(Rows from a dataset of pages and code)
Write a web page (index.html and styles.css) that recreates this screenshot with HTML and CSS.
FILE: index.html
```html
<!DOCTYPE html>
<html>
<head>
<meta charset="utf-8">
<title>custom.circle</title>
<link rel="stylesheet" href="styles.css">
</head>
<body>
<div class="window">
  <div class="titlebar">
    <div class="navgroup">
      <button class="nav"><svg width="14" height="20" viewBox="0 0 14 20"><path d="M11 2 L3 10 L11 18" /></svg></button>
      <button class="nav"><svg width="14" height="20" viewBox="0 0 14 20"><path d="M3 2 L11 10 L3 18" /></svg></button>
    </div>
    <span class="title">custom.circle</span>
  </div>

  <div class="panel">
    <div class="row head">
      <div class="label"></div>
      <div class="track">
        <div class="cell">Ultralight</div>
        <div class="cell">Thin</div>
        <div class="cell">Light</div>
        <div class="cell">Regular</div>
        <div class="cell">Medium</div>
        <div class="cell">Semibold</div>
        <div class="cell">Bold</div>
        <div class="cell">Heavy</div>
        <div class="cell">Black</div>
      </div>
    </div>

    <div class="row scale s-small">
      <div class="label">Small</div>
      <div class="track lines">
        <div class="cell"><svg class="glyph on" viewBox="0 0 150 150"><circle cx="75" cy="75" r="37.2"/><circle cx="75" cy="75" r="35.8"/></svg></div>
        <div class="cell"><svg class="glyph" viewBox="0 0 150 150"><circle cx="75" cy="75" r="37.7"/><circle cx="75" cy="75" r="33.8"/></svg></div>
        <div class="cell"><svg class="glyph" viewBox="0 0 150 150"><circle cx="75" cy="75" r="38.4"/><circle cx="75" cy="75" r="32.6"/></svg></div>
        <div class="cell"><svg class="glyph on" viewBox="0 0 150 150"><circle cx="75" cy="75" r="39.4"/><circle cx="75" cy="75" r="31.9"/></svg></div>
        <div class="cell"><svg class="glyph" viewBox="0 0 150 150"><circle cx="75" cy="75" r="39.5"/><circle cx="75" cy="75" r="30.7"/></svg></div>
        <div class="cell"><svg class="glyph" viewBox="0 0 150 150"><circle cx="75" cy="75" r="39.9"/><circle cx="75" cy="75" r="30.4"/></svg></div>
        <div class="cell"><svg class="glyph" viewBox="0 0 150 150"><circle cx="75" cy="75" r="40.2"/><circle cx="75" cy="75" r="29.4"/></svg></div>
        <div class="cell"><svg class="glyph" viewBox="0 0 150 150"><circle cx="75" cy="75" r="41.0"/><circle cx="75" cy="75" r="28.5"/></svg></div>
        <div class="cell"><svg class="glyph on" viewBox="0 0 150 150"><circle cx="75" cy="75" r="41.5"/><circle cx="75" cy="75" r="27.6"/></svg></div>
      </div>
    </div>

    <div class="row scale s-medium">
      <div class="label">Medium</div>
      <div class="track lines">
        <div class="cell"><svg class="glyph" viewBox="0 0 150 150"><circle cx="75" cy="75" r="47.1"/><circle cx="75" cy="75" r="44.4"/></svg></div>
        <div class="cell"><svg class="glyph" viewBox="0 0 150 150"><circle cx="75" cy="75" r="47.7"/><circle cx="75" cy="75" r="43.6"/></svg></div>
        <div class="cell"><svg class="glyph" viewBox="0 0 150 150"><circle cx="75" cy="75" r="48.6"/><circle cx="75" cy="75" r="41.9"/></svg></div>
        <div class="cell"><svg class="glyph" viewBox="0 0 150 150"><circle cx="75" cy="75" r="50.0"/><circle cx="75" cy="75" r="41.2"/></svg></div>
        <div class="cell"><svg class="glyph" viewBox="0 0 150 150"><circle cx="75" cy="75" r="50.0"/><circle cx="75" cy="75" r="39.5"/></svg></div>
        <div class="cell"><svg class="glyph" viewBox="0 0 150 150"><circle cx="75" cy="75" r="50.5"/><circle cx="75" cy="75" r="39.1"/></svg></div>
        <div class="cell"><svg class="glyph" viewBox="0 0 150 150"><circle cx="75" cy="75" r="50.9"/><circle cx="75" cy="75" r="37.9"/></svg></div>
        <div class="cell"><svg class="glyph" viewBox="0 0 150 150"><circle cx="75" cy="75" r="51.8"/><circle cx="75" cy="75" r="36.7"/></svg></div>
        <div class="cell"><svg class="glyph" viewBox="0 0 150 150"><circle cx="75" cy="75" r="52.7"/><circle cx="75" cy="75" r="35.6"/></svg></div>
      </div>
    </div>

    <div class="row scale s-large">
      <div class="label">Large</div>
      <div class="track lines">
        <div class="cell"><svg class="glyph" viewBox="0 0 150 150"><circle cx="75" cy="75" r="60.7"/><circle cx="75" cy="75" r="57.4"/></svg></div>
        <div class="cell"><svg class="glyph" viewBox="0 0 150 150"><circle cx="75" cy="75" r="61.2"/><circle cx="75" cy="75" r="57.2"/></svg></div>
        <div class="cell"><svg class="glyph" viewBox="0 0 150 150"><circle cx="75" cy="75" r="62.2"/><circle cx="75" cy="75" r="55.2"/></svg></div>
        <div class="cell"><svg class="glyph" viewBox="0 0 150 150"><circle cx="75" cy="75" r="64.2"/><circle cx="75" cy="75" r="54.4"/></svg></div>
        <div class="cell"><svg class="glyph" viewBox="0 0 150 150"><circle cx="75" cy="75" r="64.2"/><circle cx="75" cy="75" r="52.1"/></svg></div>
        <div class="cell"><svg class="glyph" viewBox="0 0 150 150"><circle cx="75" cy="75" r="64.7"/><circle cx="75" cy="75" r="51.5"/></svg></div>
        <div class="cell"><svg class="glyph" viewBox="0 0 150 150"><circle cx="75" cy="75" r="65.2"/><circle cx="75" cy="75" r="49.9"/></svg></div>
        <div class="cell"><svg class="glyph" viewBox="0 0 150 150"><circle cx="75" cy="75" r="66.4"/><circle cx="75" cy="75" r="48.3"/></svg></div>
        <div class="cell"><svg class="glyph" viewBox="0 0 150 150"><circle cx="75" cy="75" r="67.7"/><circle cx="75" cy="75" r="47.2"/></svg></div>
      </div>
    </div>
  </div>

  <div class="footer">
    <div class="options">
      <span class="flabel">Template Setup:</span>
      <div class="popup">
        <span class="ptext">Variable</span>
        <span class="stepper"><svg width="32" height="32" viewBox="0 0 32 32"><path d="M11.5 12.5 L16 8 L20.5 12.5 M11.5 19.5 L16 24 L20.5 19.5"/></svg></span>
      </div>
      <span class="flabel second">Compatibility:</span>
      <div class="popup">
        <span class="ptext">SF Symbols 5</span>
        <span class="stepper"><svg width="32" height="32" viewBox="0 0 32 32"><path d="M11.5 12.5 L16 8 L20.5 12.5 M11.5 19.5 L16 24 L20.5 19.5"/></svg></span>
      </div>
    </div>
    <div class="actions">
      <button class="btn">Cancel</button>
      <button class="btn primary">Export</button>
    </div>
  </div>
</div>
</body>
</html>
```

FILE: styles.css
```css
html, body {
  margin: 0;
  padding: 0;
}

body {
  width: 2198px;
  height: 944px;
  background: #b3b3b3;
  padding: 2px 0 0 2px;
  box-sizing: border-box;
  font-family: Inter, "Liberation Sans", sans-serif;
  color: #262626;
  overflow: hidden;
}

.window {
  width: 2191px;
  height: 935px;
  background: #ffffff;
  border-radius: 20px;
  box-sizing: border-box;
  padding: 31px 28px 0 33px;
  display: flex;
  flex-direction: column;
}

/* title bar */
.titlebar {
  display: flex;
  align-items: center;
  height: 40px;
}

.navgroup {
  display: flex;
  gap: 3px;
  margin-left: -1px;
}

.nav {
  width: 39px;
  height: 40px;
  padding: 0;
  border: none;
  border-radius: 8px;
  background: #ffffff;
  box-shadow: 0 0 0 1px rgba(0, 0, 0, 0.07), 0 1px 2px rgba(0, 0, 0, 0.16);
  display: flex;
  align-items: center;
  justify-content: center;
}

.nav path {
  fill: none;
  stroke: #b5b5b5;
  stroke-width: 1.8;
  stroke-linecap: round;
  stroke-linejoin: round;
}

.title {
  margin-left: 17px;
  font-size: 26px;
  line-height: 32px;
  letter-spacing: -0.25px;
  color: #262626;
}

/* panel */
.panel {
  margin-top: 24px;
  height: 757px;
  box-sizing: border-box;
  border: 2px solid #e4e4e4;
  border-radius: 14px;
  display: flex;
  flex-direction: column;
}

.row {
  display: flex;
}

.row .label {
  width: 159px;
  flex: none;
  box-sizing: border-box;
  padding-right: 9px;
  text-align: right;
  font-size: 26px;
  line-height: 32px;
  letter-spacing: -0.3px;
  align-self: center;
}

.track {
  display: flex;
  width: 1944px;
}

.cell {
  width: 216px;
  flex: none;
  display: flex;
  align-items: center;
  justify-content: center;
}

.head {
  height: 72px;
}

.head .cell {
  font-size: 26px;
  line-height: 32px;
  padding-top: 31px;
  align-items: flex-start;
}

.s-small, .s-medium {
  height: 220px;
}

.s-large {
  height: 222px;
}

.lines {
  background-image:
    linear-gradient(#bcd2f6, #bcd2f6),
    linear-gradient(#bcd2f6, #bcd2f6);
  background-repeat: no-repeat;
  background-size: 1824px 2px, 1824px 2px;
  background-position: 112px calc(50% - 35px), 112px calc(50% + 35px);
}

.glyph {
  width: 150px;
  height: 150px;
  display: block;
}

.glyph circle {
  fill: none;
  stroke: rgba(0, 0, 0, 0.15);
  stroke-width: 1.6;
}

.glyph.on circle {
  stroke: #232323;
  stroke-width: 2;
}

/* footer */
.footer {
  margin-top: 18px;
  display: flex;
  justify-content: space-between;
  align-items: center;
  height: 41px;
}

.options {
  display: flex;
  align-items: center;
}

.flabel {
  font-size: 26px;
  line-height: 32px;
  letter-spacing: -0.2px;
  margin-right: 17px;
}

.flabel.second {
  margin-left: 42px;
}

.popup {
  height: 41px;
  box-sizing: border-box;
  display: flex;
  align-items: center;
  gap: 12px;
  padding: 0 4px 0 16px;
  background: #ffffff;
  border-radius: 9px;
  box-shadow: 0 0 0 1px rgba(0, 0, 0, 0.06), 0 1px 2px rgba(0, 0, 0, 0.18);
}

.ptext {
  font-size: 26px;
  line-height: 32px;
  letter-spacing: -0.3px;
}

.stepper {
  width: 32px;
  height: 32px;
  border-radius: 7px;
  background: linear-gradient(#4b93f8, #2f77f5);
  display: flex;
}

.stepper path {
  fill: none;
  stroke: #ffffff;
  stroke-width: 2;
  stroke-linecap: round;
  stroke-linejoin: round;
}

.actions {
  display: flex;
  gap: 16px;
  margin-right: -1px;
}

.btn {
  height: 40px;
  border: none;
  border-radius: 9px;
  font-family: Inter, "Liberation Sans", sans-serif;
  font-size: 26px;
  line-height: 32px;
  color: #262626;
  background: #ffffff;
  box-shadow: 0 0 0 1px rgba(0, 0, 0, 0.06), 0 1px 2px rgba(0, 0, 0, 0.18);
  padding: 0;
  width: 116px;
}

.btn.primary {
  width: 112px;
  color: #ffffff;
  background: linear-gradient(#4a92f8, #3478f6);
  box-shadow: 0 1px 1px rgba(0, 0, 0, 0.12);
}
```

---

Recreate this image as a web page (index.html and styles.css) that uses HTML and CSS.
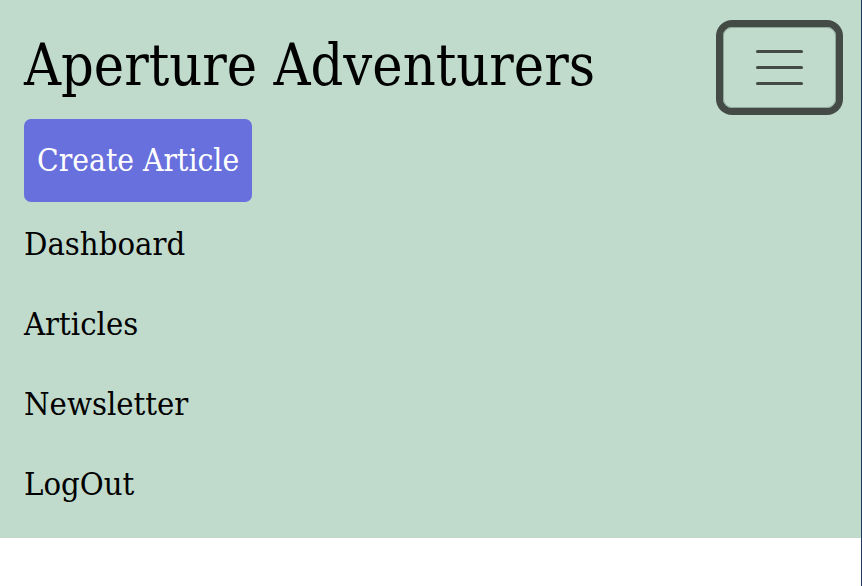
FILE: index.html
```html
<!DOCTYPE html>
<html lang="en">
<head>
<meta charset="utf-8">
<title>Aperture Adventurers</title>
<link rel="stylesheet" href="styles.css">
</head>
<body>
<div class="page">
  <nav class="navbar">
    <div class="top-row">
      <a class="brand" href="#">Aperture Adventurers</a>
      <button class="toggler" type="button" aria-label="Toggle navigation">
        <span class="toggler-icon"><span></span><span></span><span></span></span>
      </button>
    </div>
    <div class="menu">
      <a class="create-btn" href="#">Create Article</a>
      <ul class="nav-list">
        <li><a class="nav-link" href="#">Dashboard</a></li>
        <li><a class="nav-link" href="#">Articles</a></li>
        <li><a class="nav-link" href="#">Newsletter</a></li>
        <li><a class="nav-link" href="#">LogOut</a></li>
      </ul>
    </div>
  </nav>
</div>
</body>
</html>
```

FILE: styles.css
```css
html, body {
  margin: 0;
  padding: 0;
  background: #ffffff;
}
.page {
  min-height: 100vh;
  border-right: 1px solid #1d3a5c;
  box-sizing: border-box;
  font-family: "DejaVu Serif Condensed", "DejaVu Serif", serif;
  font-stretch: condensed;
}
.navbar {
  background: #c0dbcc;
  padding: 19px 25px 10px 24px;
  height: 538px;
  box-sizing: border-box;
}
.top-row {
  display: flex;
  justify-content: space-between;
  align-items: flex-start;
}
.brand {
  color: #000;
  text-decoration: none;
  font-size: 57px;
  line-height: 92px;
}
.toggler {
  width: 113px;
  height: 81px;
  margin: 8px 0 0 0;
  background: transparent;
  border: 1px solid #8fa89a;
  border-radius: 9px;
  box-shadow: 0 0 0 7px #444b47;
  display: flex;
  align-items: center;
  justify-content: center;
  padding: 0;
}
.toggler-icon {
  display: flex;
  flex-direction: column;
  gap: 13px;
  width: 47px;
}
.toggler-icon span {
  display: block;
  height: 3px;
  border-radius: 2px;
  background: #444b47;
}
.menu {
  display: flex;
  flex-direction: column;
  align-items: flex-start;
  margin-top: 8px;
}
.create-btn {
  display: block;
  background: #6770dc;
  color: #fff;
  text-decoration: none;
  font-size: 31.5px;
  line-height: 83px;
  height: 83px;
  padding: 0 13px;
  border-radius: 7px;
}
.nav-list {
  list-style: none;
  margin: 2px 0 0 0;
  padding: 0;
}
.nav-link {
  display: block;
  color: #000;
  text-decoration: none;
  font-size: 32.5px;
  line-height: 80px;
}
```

# Exercise goal
Consider the entries above and return each line with the string "index".

# Finished exercise
Write a web page (index.html and styles.css) that recreates this screenshot with HTML and CSS.
FILE: index.html
Recreate this image as a web page (index.html and styles.css) that uses HTML and CSS.
FILE: index.html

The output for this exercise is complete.